生活者としての外国人のために

日本語教師養成校で学ぶ皆さんの就職応募先として、主に、国内の日本語学校、次に、介護、医療、コンピューターなど各種専門学校、技能実習講習を行う監理組合、研修生に日本語教育を施す必要がある企業、海外では、大学、高校、塾などがあります。

ところで、そのような教育機関にいらっしゃらない、外国人についてはどうでしょう。

家族と一緒に日本に入国したけれども、大学進学をめざす日本語学校に学ぶわけではなく、技能実習生として講習を受けるわけでなく、一緒に入国するお子さんのように、地域の学校、またはインターナショナルスクールにかようわけでもない外国人。

家族の就業などの理由で日本に入国してくるかたは、在住期間が明確にあるわけでなく、目的を持つにも決め手もなく、まとまった時間とお金を日本語習得にあてるメリットも感じられず、そのように、自ら動機付けをしにくい状態にいらっしゃいます。
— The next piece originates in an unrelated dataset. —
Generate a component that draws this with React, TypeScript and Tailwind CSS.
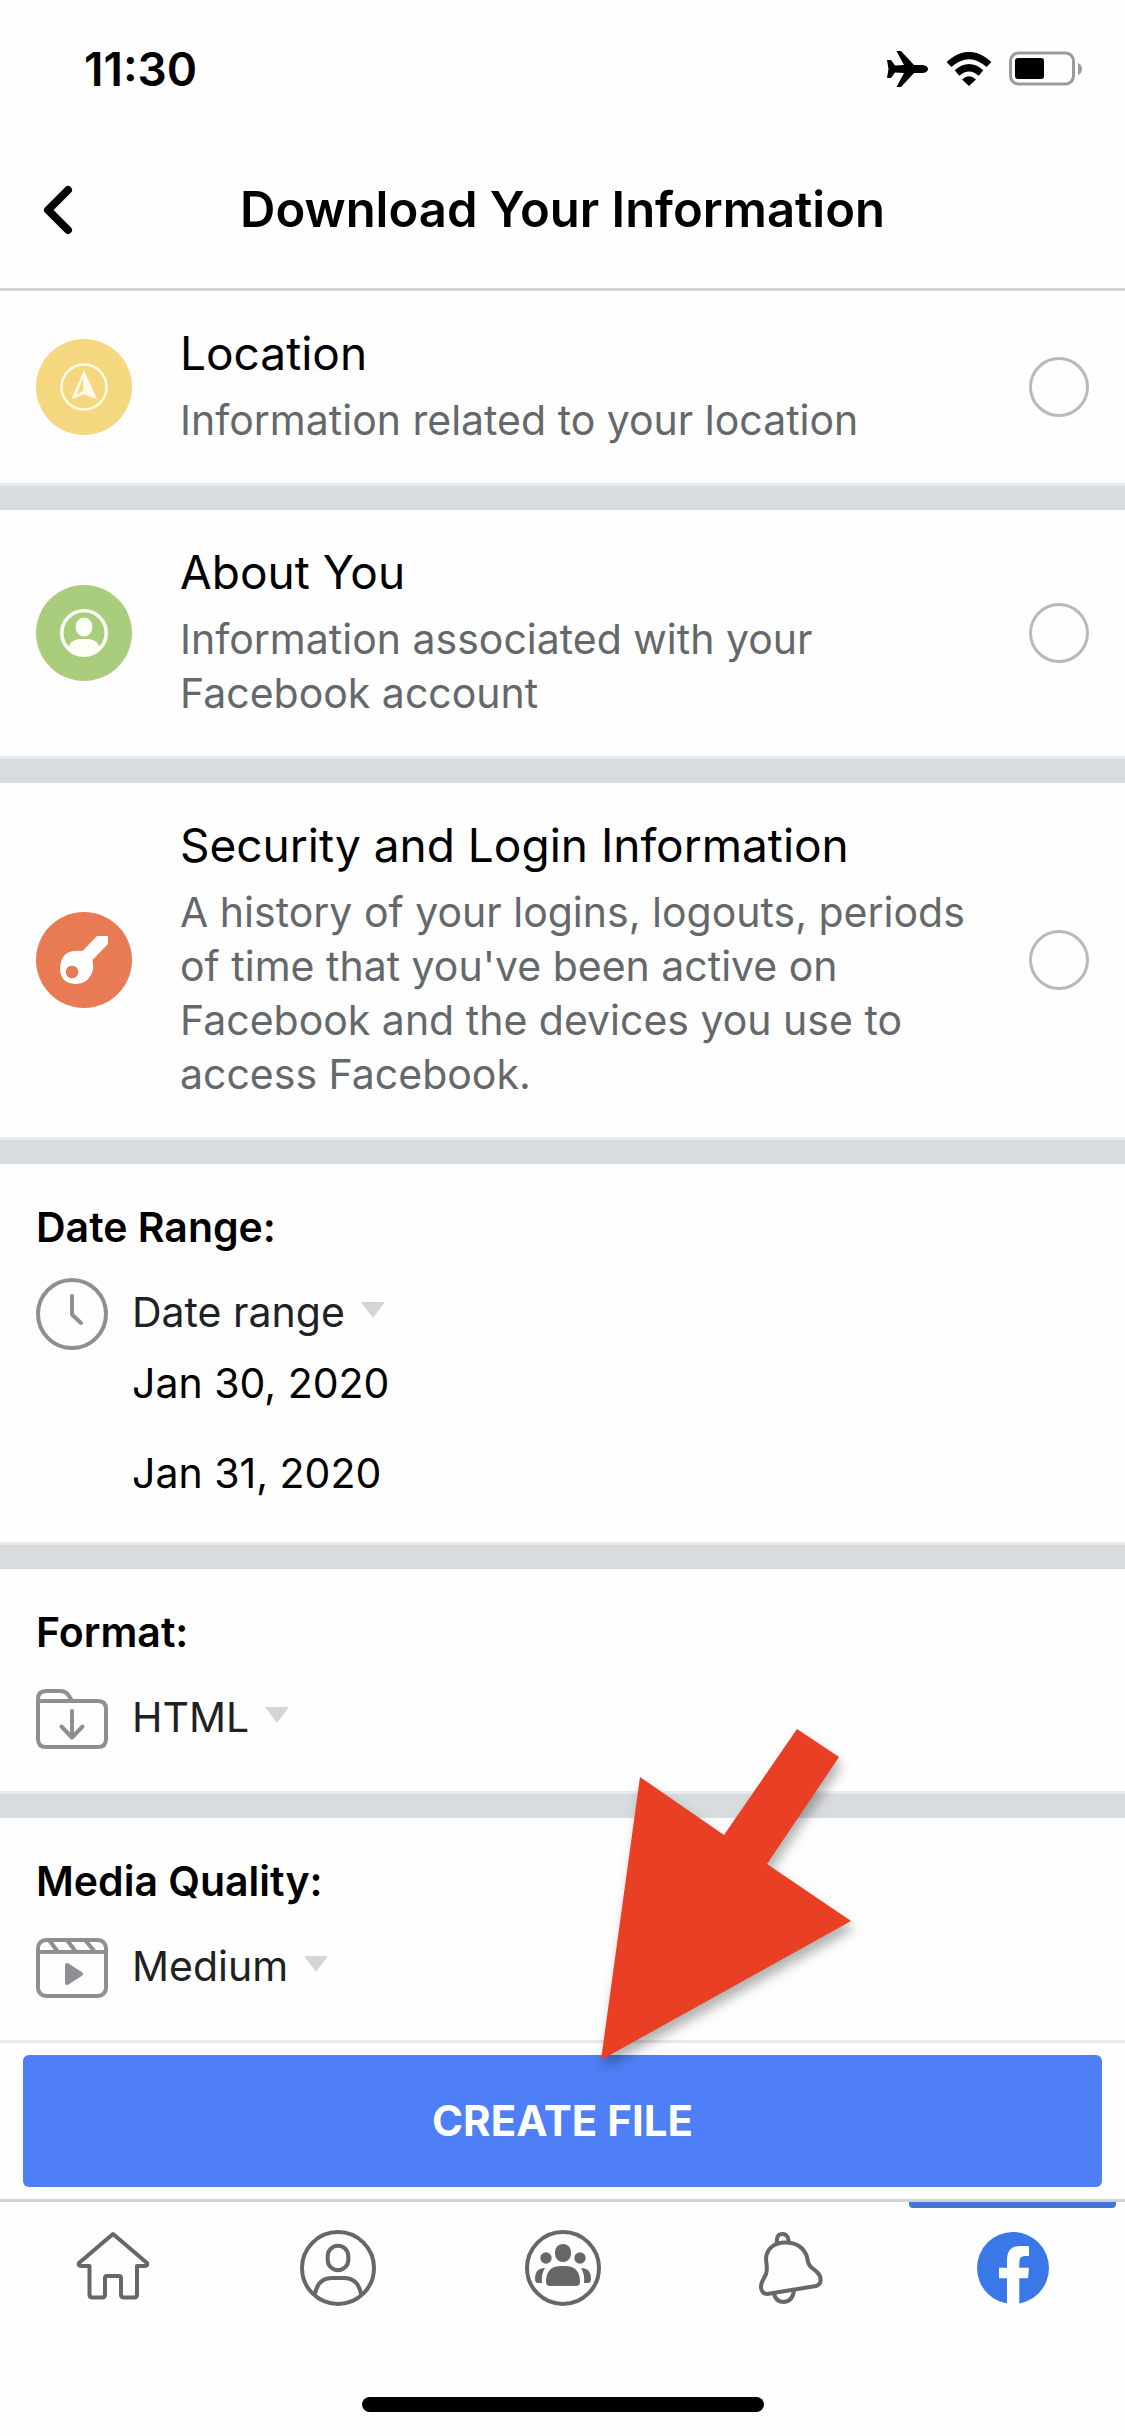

言葉がつかえない不便な状況がつづき、ストレスを抱えての生活になります。

例えば、皆さんが3年間のみ、家族の就業のため、フランスに同行する場合、そこの大学に行くという選択肢はまずないでしょうし、家事育児をしながら、もしくは就業者本人であれば働きながら、語学学校へ通うというのも非常に無理があります。例えば日本語学校であれば、毎日朝から夕方まで学校という生活ですが、留学生として赴任するのでない限り、かなり難しい選択になります。また、海外で就業なさる方は、自ら望んでその地に行くわけではない方もたくさんいらっしゃいます。

生活のために必要な言語習得について、時間、目的を考慮し、効果的に教えることができる教師が必要とされています。最適なシラバス、カリキュラム作成、多様な目的をすくいあげることのできる教師が少ない現状があります。

生活者としての外国人に必要な語学教育はどのようなものか。

日本語学校で、語彙・文法・文型をゼロから積みあげていく日本語教育との違いは何か、一度たちどまって考えてみるのはいかがでしょうか。

日本語教師の働き方は多種多様。現在外国人の入国制限が緩和され、実力ある日本語教師の争奪戦がはじまっていますが、実力ある教師は、上記にお話ししたように、留学生ではない、地域の生活者にも求められています。